Perkembangan tokenisasi di Asia memiliki dampak yang jauh melampaui batas kawasan. Dengan regulasi yang jelas dan keterlibatan institusi besar, Asia berpotensi menjadi pusat tokenisasi global. Laporan Deloitte tahun 2024 memproyeksikan bahwa pasar tokenisasi di Asia akan tumbuh sebesar 25% per tahun hingga 2030, didorong oleh adopsi blockchain yang luas dan dukungan pemerintah. Selain itu, McKinsey & Company memperkirakan bahwa tokenisasi dapat membuka akses pasar senilai US$5 triliun untuk usaha kecil dan menengah di Asia dalam dekade mendatang.

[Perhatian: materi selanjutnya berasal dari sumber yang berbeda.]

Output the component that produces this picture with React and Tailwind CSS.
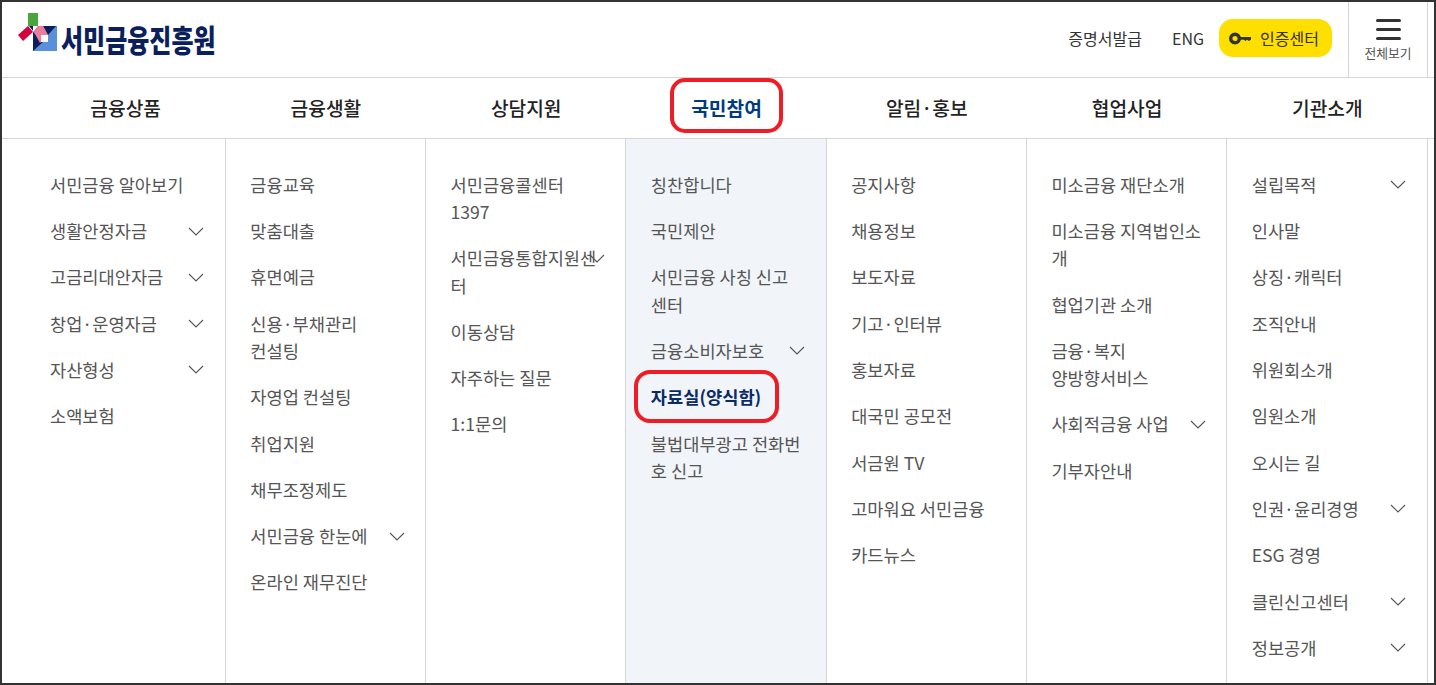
const cols = [
  [["서민금융 알아보기"],["생활안정자금",1],["고금리대안자금",1],["창업·운영자금",1],["자산형성",1],["소액보험"]],
  [["금융교육"],["맞춤대출"],["휴면예금"],["신용·부채관리\n컨설팅"],["자영업 컨설팅"],["취업지원"],["채무조정제도"],["서민금융 한눈에",1],["온라인 재무진단"]],
  [["서민금융콜센터\n1397"],["서민금융통합지원센\n터",1],["이동상담"],["자주하는 질문"],["1:1문의"]],
  [["칭찬합니다"],["국민제안"],["서민금융 사칭 신고\n센터"],["금융소비자보호",1],["자료실(양식함)",0,1],["불법대부광고 전화번\n호 신고"]],
  [["공지사항"],["채용정보"],["보도자료"],["기고·인터뷰"],["홍보자료"],["대국민 공모전"],["서금원 TV"],["고마워요 서민금융"],["카드뉴스"]],
  [["미소금융 재단소개"],["미소금융 지역법인소\n개"],["협업기관 소개"],["금융·복지\n양방향서비스"],["사회적금융 사업",1],["기부자안내"]],
  [["설립목적",1],["인사말"],["상징·캐릭터"],["조직안내"],["위원회소개"],["임원소개"],["오시는 길"],["인권·윤리경영",1],["ESG 경영"],["클린신고센터",1],["정보공개",1]],
];
const nav = ["금융상품","금융생활","상담지원","국민참여","알림·홍보","협업사업","기관소개"];

function Chevron() {
  return (
    <svg className="absolute right-[20.500px] top-[19px]" width="16" height="9" viewBox="0 0 16 9" fill="none">
      <path d="M1 1l7 7 7-7" stroke="#555" strokeWidth="1.1" />
    </svg>
  );
}

function Logo() {
  return (
    <div className="flex items-start">
      <svg width="42" height="40" viewBox="0 0 42 40" className="ml-[16px] mt-[11px]">
        <rect x="10" y="0" width="10" height="13" fill="#4aa63c" />
        <path d="M0 22 10 13 15 19 5 28Z" fill="#d6003c" />
        <path d="M11 13H20L16 19Z" fill="#0b1f5c" />
        <path d="M15 13H39V38H15Z" fill="#5a90da" />
        <path d="M20 13H15V19Z" fill="#fff" />
        <path d="M15 19V38L25 29Z" fill="#0b1f5c" />
        <path d="M25 13H38L30 22Z" fill="#0b1f5c" />
        <path d="M16 19 20 13H25L30 22 22 30Z" fill="#ef7b9b" />
        <rect x="23" y="22" width="7" height="7" fill="#fff" />
      </svg>
      <span className="ml-[1px] mt-[16px] origin-top-left scale-y-[1.3] text-[24px] leading-[32px] font-black text-[#0b1f5c]">서민금융진흥원</span>
    </div>
  );
}

export default function App() {
  return (
    <div className="relative box-border h-[685px] w-[1436px] overflow-hidden border-2 border-[#333] bg-white font-['Noto_Sans_CJK_KR','Noto_Sans',sans-serif]">
      <header className="flex h-[76px] items-start border-b border-[#d5d5d5]">
        <Logo />
        <div className="ml-auto flex h-full items-start">
          <span className="mt-[25px] text-[16px] leading-[22px] text-[#333]">증명서발급</span>
          <span className="ml-[30px] mt-[25px] text-[16px] leading-[22px] text-[#333]">ENG</span>
          <div className="ml-[15px] mt-[17px] flex h-[38px] w-[113px] items-center rounded-[14px] bg-[#ffdf00] pl-[10px] text-[16px] text-[#333]">
            <svg width="22" height="13" viewBox="0 0 22 13" fill="none">
              <circle cx="6" cy="6.500" r="4.300" stroke="#333" strokeWidth="3.400" />
              <path d="M10 5H22V7.500L20 9 18 7.700 16.500 9 15 7.700H10Z" fill="#333" />
            </svg>
            <span className="ml-[9px]">인증센터</span>
          </div>
          <div className="ml-[16px] flex h-full w-[79px] flex-col items-center border-l border-[#d5d5d5] pt-[17px]">
            <div className="flex flex-col gap-[6px]">
              <div className="h-[3px] w-[25px] rounded-full bg-[#333]" />
              <div className="h-[3px] w-[25px] rounded-full bg-[#333]" />
              <div className="h-[3px] w-[25px] rounded-full bg-[#333]" />
            </div>
            <span className="mt-[5px] text-[12.800px] leading-[16px] text-[#555]">전체보기</span>
          </div>
          <div className="h-full w-[7px] border-l border-[#d5d5d5]" />
        </div>
      </header>
      <nav className="grid h-[61px] grid-cols-7 border-b border-[#d5d5d5] pl-[23.500px] pr-[6.500px]">
        {nav.map((n, i) => (
          <div key={n} className={`flex items-center justify-center text-[19.200px] ${i === 3 ? "font-bold text-[#003a84]" : "font-medium text-[#222]"}`}>{n}</div>
        ))}
      </nav>
      <div className="grid h-[545px] grid-cols-7 pl-[23.500px] pr-[6.500px]">
        {cols.map((c, i) => (
          <ul key={i} className={`border-r border-[#d5d5d5] pt-[22.300px] ${i === 3 ? "bg-[#f1f5f9]" : ""}`}>
            {c.map(([t, chev, active]) => (
              <li key={t} className={`relative whitespace-pre-line py-[9.550px] pl-[24.500px] text-[17.600px] leading-[27.200px] ${active ? "font-bold text-[#0b2a66]" : "text-[#555]"}`}>
                {t}
                {chev ? <Chevron /> : null}
              </li>
            ))}
          </ul>
        ))}
      </div>
      <div className="absolute left-[668px] top-[76px] h-[55px] w-[113px] rounded-[15px] border-[4.500px] border-[#ee1c25]" />
      <div className="absolute left-[632px] top-[368px] h-[53px] w-[145px] rounded-[16px] border-[4.500px] border-[#ee1c25]" />
    </div>
  );
}
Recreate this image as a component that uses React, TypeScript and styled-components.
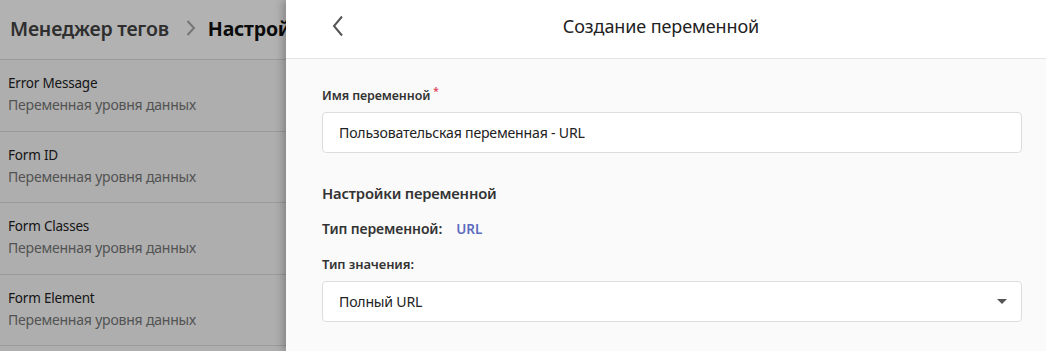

Kolaborasi antara sektor publik dan swasta, seperti yang terlihat di Project Ensemble dan inisiatif MUFG, juga menciptakan ekosistem yang lebih inklusif. Ini tidak hanya menguntungkan investor besar tetapi juga memungkinkan perusahaan kecil untuk mengakses modal dengan lebih mudah melalui tokenisasi aset mereka.

Kesimpulan

Asia, dengan Hong Kong dan Jepang sebagai ujung tombak, telah memposisikan diri sebagai pemimpin dalam tokenisasi aset dunia nyata. Hong Kong menawarkan inovasi cepat melalui Project Ensemble, sementara Jepang membangun fondasi yang kokoh dengan regulasi matang dan infrastruktur canggih. Dengan dukungan institusi besar seperti HSBC dan MUFG, serta proyeksi pertumbuhan yang kuat, Asia siap memainkan peran sentral dalam masa depan keuangan digital global.